I saw the wonderful side of Royal during golf matches that my father often participated in with the coaches at Bella Vista, those great events organized by the late George Billingsley. They were done to promote the budding retirement village in Benton County, but they also helped the coaching fraternity grow tighter.
I watched gentlemen like Broyles, Royal, the late Bud Campbell and my father, Orville Henry, play golf in grand pairings that drew spectators. If you didn't know Broyles and Royal loved each other before the golf game started, you might figure it out later in the night at a social gathering when they laughed and told stories about the day's golf. There were never any gigs about what might have happened the previous fall or in recruiting. That stuff was left on the field.
I loved Royal. I can remember him bringing Willie Nelson to Hot Springs Village for the coaches golf tournament in the early 70s. No one had really heard of Nelson at that time. He was just a long-haired, hippie-looking dude with a guitar and bandana. There was an invitation to my family to come to Royal's condo for an evening of music. I sat on the floor in a corner, stunned at Nelson's work.
He sang into the wee hours of the night. Royal crowded as many into that condo as possible, wanting to share the fun with his Arkansas friends.
Barry Switzer said the Broyles-Royal relationship was unlike any he saw in the coaching world. It's hard to want to spend time with your fierce enemy away from the game. Switzer, the former Oklahoma coach with an undefeated record against Royal, said he never wanted any part of that.
"But they did," Switzer said. "Darrell would beat his butt in football and then Frank would beat his butt in golf. Actually, I know Frank won some of those games in football, but probably Darrell won most of them. I doubt Darrell beat him much in golf.
"I think when you play golf with someone, it requires spending a lot of time together. So that's how they became so close. They were the same age, had such longevity in the Southwest Conference and were together so much as the senior citizens of the league, that the passion in their friendship developed. Myself, I couldn't ever do something like that with Darrell. We had a very contentious relationship. But that wasn't Frank and Darrell at all."
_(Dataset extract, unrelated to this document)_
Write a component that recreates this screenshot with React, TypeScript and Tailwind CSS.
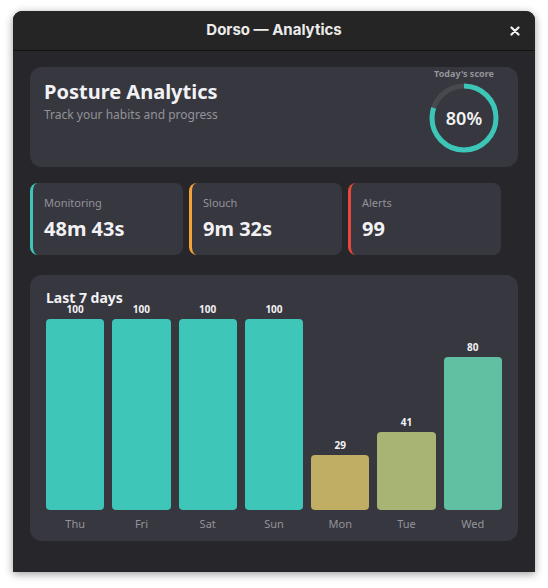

The golf continued long after they retired from coaching. They would travel to a California resort in the summer to play one week of golf. They hardly slept. They took advantage of the long hours of sunlight to try to cram 45 holes into each day. They'd eat lunch on the run so as not to eliminate any of the sun light. They had a special love of golf and they kept football out of the discussion.
My father loved Royal, perhaps beyond anything he felt for other coaches. They talked often. It was not uncommon for Royal to call our home when he missed him at the office.
I remember the time I answered the home phone and ended up in a conversation of several minutes. This time, I gave Coach Royal all the information he needed.
"There is a running back at Little Rock Hall on our recruiting lists with the last name Henry," Royal said. "I want to make sure he's not one of Orville's boys. Because if he is, we are not going to waste our time recruiting him. We know he'll be a Razorback. Am I talking to him?"
I laughed and promised him that the Henry that played for Hall was not from our family, but that he was a good player. He wasn't going to be good enough to play at Arkansas or Texas, but still good.
"Well, I guess I can trust one of Orville's boys," Royal said. "Tell your dad to call me when he gets home. He'll get a kick out of this. And tell your mother hello and look forward to seeing all of you this summer at the coaches tournament."
Texas really wasn't going to recruit that Little Rock running back, but Royal just thought of my father when he saw the name and decided they needed to talk. That's how he did things. He thought of friendship first.
It was hard to hate Texas when you were around Royal. There was respect, love and friendship where Royal was concerned with most everything Arkansas. You felt that love for Royal in the Broyles statement released by the UA on Wednesday. It reflected a genuine love the two men felt. You know that Broyles, who has written a book on Alzheimer care givers, cried when he was told the news of Royal's passing.
"I am deeply saddened by the passing of my longtime friend Darrell Royal," Broyles said. "Although our teams were rivals on the field, Darrell and I enjoyed a close friendship that carried far beyond football. Our families vacationed together in the off-season and we enjoyed many memorable moments together that I always treasure.
"Darrell was one of the greatest football coaches our sport has known. His record and many accomplishments speak for themselves, but his influence on college football, the University of Texas and the impact he had in the lives of thousands of young men who played for him is impossible to fully measure.
"In the final years of his life, Darrell faced his battle with Alzheimer's with the same courage and dignity he displayed throughout his career. My thoughts and prayers go out to his wife Edith, his family and the many friends and colleagues who have been a part of the extraordinary life and career of Coach Darrell Royal."
I don't hate Texas today. I will keep that out of my heart as I grieve for the Longhorn Nation. They lost a great man and a friend to Arkansas.